The second-best comedy beat of the episode seems initially like an afterthought, but functioned as some of the best of “Maze Hill”’s heavy-lifting with character work: the tasing. Liz manipulates Sharon to say yes, Charles manipulates Sharon to say no (maybe even for the reasons Liz suggested), and the honor ends up going to someone the office probably voted in: Tom. Though they’re each little more than grace notes this episode, Nicola Walker’s wearily-aggressive Sharon and Jonny Sweet’s aggressively-gormless Tom are perfectly opposed on the character wheel. Dovetailing them for the taser demonstration was a beautiful moment. His quintessentially British hyper-polite anxiety attack beforehand is hilarious; the camera dismissing whatever’s happened to him as Walker steps into frame and chats to the press is delightful; her brief assessing glance of-camera and shit-eating grin are sublime. It’s all tightly, delicately managed, and it makes you oddly enthusiastic about what disasters await them.

Stray observations:

  • How’s working in police PR? “Oh, everyone’s a racist, we’re all corrupt, and at night we lock ourselves in the holding cells and fuck each other.”
  • “You seem vulnerable. I might be interested in exploiting that.” Good news, everyone, I’ve found the quickest way to signpost someone as smarmy bad news since [anything Pete Campbell ever said]!
  • I continue to love the way HQ is filmed like a place that used to be a citadel and is now leaking; light and information bleed out everywhere.
  • “It’s not a spree, it’s a spate.” Paterson Joseph is this series’ hero of making semantic distinctions laugh-out-loud moments.
  • “PoCon! Yes, it’s, erm, it’s very much our Glastonbury.” Doomed to be tasered, our Tom.
  • “You are a solar-powered fax machine” is such a perfect insult for the two of them; somehow short of an actual burn, the idea of being obsolete would hit Finn so hard he wouldn’t even hear the specifics.

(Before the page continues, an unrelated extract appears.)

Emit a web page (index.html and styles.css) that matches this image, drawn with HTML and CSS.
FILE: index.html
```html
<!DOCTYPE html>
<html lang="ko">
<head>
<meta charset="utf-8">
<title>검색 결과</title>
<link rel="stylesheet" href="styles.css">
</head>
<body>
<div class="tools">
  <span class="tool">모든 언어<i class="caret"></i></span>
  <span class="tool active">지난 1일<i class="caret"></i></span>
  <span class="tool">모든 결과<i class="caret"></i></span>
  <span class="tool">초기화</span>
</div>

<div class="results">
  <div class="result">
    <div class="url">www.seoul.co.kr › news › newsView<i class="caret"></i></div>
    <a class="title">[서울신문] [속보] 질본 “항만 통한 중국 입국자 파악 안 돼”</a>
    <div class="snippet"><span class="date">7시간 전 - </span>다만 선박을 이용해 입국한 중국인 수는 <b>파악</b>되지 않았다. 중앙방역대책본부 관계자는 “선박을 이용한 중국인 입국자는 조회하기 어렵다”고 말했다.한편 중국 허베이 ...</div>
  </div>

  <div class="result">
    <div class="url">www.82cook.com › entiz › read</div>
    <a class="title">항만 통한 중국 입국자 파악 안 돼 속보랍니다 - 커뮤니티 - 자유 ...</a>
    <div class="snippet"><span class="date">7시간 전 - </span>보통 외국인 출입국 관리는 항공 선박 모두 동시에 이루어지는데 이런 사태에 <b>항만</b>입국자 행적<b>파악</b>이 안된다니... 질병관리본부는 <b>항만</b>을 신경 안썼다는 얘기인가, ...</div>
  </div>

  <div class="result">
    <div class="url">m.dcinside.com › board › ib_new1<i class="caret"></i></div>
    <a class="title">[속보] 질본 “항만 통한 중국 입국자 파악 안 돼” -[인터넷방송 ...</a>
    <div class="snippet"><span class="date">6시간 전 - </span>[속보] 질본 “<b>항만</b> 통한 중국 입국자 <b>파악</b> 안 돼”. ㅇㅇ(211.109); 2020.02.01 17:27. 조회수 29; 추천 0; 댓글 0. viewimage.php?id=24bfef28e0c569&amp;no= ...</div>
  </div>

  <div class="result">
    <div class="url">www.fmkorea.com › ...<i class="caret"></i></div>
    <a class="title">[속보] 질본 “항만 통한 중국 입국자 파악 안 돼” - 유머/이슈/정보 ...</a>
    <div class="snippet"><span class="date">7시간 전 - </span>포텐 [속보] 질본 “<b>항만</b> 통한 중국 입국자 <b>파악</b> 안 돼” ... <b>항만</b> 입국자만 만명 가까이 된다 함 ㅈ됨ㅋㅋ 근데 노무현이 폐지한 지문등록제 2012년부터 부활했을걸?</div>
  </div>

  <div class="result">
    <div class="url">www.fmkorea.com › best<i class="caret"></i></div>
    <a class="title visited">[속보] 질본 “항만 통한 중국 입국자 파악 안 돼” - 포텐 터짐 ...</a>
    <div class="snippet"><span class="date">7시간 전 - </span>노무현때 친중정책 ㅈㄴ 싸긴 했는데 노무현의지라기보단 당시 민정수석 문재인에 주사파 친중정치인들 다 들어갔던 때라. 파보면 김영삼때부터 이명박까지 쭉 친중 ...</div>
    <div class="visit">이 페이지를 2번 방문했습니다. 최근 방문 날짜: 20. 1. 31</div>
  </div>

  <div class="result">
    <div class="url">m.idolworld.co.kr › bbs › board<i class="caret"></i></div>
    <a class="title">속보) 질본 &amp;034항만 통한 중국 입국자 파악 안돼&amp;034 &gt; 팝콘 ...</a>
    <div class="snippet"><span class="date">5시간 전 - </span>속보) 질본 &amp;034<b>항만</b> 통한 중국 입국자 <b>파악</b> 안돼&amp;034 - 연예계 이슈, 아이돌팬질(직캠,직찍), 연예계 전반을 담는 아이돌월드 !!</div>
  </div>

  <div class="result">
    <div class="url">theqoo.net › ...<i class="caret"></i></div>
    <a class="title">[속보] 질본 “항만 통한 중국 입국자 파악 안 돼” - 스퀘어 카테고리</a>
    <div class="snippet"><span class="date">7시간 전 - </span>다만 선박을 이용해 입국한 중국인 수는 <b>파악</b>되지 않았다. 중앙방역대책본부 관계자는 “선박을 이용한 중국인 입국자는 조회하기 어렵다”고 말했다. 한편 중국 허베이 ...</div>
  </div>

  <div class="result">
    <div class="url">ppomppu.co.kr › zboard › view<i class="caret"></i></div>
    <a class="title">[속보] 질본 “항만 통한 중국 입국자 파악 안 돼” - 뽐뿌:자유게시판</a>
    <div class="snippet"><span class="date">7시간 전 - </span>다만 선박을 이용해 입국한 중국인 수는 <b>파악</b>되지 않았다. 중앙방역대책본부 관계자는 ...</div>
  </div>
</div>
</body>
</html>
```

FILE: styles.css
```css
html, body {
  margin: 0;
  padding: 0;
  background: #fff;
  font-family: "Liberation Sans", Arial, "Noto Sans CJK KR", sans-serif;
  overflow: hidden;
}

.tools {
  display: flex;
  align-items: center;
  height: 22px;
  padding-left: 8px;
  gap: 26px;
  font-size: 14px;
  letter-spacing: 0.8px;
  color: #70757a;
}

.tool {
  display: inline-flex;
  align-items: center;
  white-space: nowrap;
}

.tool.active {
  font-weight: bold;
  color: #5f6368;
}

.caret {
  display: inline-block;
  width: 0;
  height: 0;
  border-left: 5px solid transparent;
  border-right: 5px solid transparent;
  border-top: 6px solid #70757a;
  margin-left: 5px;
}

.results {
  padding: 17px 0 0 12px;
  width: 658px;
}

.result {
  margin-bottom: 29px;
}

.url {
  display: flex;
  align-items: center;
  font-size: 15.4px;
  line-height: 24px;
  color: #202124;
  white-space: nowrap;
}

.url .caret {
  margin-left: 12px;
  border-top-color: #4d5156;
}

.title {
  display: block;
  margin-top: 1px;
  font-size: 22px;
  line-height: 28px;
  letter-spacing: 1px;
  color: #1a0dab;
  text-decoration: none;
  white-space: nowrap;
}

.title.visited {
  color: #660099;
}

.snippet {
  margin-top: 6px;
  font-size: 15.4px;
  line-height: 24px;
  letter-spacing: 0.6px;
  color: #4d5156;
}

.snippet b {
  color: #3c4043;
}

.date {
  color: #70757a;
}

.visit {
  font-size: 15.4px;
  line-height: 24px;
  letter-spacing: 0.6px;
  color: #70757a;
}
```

  • It gets subsumed amid everything else that’s going on, but after a slightly over-the-top introduction last episode, James Nesbitt does fantastic work here with a subplot little more than a footnote, in which he’s dinged by press for saying he rescued three people when only two have come forward. On many other shows the search for the missing rescuee and Liz’s doubts about Miller’s honesty would be a B-plot or even an A-plot. Here, it’s a half-dozen lines—Liz finds the guy in question, but since he was working Special Services he’s not allowed to come forward about it to the press—but Nesbitt makes a meal of it, the silent disappointment settling on him like the straw that broke the camel’s back.